>> START Data supplied

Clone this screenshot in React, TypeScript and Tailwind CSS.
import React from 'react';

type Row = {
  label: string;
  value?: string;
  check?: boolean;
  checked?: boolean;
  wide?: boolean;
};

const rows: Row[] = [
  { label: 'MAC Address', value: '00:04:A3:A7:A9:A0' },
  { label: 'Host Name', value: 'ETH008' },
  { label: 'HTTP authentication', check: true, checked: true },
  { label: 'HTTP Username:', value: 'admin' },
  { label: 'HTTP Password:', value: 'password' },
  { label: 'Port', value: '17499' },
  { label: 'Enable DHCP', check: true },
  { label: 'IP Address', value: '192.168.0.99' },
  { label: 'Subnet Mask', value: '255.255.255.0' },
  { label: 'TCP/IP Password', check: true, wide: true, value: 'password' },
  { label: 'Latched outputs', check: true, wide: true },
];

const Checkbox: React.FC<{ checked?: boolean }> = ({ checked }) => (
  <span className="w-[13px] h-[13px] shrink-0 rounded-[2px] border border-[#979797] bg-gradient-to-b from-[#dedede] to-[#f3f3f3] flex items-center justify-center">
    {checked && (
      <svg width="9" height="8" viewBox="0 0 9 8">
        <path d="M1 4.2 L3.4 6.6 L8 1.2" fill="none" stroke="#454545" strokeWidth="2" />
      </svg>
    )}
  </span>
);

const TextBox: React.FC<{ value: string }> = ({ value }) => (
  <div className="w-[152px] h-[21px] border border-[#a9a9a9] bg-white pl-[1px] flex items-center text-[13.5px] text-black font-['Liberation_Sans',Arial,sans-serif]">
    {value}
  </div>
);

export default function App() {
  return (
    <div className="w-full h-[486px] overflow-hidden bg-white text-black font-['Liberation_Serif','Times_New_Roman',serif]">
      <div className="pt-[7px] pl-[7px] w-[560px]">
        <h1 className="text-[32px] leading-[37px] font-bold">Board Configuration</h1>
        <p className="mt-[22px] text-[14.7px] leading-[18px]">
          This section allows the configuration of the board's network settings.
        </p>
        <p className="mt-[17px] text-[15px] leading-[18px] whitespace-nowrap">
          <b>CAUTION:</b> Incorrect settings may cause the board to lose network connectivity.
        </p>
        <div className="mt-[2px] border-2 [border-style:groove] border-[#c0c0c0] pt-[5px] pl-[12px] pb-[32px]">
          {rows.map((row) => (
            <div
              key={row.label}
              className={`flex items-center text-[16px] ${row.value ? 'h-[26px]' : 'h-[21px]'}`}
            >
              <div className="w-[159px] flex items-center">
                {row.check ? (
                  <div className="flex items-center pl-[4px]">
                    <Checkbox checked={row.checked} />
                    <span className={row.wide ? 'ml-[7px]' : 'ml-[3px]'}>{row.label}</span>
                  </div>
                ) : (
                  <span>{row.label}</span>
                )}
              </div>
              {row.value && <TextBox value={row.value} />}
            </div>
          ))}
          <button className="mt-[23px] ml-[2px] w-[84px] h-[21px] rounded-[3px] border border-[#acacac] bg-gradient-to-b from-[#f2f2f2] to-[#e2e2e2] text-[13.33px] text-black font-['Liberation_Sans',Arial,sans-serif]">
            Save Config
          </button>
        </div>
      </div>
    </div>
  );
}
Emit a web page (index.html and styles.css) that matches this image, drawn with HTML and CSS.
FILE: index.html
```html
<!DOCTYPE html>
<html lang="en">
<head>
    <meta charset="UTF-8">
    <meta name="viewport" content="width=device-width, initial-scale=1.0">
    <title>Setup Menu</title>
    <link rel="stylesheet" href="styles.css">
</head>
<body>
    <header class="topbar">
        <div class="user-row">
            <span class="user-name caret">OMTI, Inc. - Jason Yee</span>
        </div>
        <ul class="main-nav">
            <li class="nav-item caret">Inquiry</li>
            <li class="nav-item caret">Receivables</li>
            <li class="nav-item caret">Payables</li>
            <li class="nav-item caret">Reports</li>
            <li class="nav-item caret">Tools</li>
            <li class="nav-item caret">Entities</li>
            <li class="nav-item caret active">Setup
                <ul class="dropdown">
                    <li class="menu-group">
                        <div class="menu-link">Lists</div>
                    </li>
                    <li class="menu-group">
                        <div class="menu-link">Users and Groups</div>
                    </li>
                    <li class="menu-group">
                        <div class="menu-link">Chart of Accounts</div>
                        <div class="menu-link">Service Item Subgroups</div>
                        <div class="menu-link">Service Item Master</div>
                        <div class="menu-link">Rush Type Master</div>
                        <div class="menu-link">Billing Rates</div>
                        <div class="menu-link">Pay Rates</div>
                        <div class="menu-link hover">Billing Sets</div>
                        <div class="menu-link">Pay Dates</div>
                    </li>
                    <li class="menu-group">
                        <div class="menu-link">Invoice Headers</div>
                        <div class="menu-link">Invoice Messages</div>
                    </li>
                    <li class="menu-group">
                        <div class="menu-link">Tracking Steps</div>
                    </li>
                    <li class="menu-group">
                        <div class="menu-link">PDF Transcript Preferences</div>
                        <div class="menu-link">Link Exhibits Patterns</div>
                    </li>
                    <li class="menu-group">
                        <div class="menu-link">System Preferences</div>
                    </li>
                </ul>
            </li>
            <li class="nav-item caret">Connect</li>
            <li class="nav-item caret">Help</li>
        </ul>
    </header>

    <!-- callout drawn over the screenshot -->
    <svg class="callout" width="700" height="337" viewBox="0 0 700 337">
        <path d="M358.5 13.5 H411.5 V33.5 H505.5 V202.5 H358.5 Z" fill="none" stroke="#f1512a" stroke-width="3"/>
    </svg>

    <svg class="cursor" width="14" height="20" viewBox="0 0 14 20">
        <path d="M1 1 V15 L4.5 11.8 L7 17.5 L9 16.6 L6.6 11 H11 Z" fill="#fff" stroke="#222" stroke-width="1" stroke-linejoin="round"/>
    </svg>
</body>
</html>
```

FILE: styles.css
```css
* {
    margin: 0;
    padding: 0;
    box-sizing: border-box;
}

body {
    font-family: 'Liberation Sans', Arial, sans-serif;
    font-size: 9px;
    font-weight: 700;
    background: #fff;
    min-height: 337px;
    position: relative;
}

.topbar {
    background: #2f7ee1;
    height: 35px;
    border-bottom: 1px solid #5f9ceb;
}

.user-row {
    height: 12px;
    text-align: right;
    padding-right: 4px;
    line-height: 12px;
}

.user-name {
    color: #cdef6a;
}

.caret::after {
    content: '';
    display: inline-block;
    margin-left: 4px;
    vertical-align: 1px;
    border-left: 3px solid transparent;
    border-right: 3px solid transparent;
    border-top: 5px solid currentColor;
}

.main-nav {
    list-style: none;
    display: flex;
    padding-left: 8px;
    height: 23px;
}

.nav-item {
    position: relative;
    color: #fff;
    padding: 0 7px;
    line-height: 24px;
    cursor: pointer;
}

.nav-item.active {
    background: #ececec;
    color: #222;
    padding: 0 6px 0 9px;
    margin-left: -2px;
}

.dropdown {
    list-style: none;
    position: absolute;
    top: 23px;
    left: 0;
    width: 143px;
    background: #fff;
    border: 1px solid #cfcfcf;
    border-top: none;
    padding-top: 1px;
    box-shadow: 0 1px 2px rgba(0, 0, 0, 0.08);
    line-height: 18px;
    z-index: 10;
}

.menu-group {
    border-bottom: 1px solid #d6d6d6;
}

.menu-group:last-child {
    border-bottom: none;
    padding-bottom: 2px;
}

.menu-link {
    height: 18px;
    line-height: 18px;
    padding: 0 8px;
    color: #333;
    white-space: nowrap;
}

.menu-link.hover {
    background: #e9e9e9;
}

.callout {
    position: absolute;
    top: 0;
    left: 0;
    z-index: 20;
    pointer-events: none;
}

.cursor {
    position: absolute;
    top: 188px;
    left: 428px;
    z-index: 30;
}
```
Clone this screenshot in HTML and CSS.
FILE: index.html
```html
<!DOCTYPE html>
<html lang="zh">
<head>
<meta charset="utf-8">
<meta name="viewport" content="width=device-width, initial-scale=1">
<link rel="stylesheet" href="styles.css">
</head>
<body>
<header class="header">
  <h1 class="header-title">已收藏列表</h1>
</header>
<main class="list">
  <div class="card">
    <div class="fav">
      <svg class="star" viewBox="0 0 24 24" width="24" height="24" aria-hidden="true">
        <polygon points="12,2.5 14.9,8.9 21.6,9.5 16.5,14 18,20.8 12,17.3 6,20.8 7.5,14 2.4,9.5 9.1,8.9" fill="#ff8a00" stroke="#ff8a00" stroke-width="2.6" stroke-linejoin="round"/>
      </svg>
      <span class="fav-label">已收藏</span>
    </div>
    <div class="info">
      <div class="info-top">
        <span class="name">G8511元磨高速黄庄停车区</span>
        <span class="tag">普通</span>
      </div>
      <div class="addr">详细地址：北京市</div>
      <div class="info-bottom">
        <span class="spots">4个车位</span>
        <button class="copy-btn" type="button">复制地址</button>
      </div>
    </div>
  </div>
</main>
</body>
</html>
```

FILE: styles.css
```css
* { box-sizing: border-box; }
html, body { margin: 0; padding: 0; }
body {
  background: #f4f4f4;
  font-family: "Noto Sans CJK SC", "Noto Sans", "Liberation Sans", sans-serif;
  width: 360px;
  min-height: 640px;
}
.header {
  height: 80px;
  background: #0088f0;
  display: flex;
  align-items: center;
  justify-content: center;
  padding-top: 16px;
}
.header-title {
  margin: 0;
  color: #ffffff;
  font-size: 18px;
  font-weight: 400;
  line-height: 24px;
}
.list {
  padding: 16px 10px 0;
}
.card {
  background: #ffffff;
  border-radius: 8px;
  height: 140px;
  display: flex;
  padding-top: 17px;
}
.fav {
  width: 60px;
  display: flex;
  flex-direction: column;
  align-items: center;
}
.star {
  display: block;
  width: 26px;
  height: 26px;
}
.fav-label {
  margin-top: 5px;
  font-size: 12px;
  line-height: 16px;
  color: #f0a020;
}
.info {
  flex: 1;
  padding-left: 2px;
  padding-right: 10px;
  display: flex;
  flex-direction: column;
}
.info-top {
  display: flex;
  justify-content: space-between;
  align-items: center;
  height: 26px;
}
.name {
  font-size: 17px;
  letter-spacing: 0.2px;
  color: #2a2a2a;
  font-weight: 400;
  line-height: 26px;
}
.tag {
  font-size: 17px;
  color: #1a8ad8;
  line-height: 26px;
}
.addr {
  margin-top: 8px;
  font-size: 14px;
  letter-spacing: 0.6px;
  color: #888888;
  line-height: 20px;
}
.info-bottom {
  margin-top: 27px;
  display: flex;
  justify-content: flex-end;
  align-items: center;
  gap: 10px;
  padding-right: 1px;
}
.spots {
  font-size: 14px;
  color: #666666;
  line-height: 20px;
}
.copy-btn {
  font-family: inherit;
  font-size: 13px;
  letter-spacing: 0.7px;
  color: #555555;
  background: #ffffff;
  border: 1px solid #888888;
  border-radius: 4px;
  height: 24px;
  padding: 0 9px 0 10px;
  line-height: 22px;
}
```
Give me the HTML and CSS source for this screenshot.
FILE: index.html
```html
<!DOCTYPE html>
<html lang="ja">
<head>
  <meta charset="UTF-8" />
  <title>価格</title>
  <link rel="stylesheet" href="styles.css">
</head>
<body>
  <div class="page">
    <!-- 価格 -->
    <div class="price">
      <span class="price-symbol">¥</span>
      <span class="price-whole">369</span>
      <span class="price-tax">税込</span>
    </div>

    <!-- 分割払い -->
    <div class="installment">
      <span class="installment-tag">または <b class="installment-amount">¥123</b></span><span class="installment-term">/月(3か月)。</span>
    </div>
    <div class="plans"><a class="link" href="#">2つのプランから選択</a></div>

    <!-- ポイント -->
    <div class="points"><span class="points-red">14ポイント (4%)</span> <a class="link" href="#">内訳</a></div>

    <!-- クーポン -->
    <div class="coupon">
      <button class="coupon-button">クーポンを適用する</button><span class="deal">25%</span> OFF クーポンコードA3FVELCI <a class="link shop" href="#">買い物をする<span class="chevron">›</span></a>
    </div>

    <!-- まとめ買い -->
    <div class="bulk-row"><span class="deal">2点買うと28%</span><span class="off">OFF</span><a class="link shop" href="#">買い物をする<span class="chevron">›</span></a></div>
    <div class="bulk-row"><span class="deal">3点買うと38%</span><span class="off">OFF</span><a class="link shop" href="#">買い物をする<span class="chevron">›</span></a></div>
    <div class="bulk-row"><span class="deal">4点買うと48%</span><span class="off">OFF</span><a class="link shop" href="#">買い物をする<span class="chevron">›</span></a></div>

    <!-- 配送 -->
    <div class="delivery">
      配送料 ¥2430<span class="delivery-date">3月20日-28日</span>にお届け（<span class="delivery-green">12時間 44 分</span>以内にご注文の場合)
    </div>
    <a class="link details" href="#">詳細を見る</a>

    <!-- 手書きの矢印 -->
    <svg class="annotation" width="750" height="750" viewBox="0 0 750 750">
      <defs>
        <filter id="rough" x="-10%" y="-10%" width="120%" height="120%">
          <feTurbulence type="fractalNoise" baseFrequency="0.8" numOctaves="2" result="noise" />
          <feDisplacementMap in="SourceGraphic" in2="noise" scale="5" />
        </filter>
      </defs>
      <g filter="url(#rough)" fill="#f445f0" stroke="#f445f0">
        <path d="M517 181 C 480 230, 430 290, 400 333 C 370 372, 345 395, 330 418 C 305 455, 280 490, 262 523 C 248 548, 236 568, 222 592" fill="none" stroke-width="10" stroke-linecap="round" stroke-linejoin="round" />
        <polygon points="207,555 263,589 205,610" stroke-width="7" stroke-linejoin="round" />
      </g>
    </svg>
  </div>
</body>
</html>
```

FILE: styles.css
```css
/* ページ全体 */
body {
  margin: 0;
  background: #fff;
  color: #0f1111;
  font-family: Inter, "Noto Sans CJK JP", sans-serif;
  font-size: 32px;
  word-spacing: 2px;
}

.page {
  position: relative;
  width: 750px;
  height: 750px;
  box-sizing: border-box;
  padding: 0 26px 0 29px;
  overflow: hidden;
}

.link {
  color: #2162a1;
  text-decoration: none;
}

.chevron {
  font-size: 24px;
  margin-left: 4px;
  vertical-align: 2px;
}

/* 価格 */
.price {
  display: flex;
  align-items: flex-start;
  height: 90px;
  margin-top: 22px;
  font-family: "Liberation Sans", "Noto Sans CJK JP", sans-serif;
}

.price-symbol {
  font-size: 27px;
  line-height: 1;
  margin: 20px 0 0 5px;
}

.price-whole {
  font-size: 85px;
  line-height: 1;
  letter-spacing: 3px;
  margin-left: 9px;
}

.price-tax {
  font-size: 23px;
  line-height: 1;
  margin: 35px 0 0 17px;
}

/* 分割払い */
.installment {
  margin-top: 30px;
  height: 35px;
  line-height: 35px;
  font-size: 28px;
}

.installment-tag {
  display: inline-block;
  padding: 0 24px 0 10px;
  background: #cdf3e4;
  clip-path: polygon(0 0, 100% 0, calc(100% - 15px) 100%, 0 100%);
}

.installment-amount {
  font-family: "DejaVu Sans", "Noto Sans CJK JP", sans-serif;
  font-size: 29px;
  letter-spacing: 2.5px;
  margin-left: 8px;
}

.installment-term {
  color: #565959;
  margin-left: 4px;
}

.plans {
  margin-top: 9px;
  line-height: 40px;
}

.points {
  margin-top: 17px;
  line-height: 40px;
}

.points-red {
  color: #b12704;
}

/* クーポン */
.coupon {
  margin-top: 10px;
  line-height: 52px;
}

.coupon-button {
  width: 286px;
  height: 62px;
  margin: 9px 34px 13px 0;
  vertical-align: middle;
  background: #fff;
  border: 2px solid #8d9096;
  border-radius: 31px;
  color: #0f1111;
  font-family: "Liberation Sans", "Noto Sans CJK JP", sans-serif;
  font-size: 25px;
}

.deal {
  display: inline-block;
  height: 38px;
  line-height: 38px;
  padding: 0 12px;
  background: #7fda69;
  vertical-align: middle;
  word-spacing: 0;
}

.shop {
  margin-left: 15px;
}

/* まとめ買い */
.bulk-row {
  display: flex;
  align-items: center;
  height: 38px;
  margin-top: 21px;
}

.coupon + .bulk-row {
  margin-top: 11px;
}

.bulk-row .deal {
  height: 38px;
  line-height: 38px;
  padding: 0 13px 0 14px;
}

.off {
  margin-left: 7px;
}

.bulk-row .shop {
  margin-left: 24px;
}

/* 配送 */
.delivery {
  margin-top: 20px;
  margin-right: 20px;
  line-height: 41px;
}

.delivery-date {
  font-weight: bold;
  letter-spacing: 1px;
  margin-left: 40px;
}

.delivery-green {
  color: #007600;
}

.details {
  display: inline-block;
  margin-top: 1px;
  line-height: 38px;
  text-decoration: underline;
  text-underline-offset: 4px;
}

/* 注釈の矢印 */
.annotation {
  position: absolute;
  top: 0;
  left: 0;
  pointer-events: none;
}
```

>> END Data supplied

Output nothing but the number of lines in the data containing the string "drawn".

Task output: 2